La humanidad tendrá que optar por algo menos derrochador pero más lleno
de esperanza, menos espectacular pero más generoso, por algo más
sencillo, más dulce, más esforzado, más cuidadoso del mundo.
Roma es un buen sitio para decirlo, pues mucho de esto está
en el mensaje del papa Francisco, y esta es una buena ocasión, porque
es el mensaje que puede formular la América Latina, un continente que
conoce las virtudes de Europa y también sus excesos, que conoce las
virtudes del ser humano pero también sus peligros, y está aprendiendo lo
que quiso decir Nietzsche cuando le gritó a la humanidad: ¡Perecerás
por tus virtudes!
Hay que añadir que el combate por el mundo tal vez se dé en
las calles, pero sobre todo se dará en las cocinas, donde están el
fuego y los dones de la tierra, el agua y la conversación, el afecto y
la memoria. Que la lucha contra la droga exige que le permitamos a la
tierra dar todos sus frutos y a la humanidad disfrutarlos todos. Que la
lucha contra el terror sólo triunfará haciendo libre de horror la vida
de millones de niños que viven en la marginalidad, en la humillación y
en el resentimiento. Que la lucha por la seguridad sólo puede ganarse
con solidaridad y con confianza. Que tardarán en desaparecer los
ejércitos, pero que mientras tanto deberían encontrar su misión en la
arriesgada labor de proteger la naturaleza y de salvar su equilibrio.

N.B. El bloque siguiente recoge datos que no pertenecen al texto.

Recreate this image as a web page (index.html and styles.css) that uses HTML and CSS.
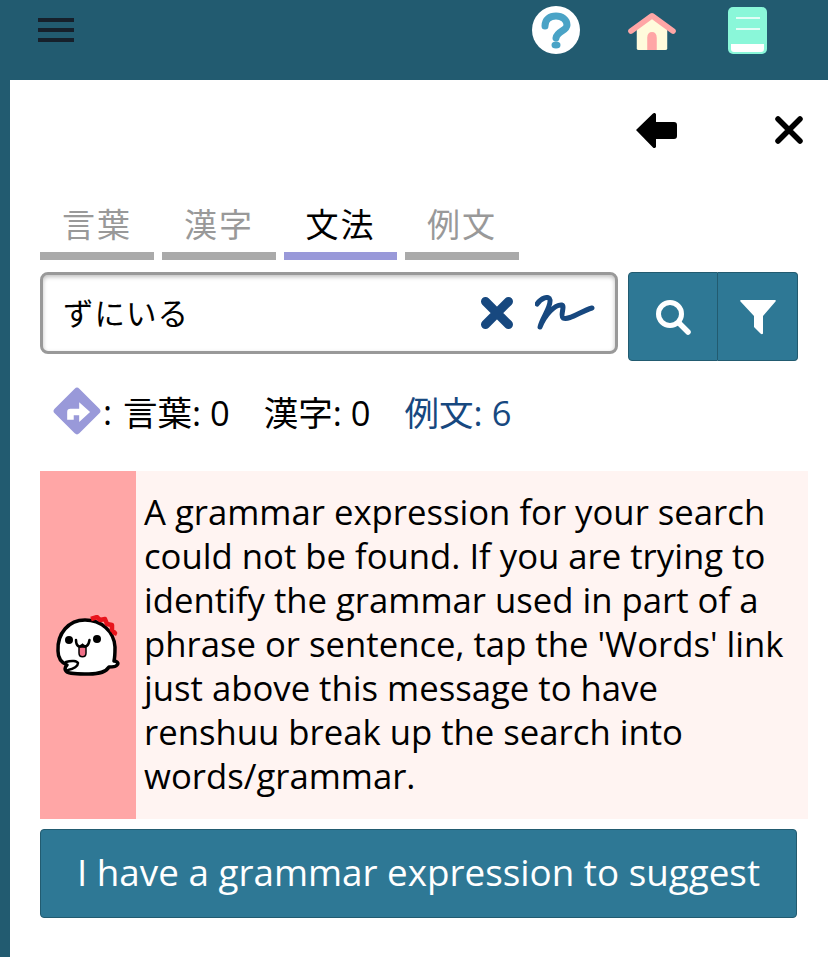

Nunca hubo para generación alguna una tarea tan vertiginosa
y heroica como la que le ha tocado a los jóvenes de esta época: ser los
protectores de los tigres y de los tiburones, exploradores de abismos y
tejedores de memoria, sembradores de selvas y costumbres, ser los
salvadores del clima y de la diversidad, de la aventura humana y del
legado de sus civilizaciones.
(Leído el 15 de noviembre en el Museo de Arte del Siglo XXI, en Roma).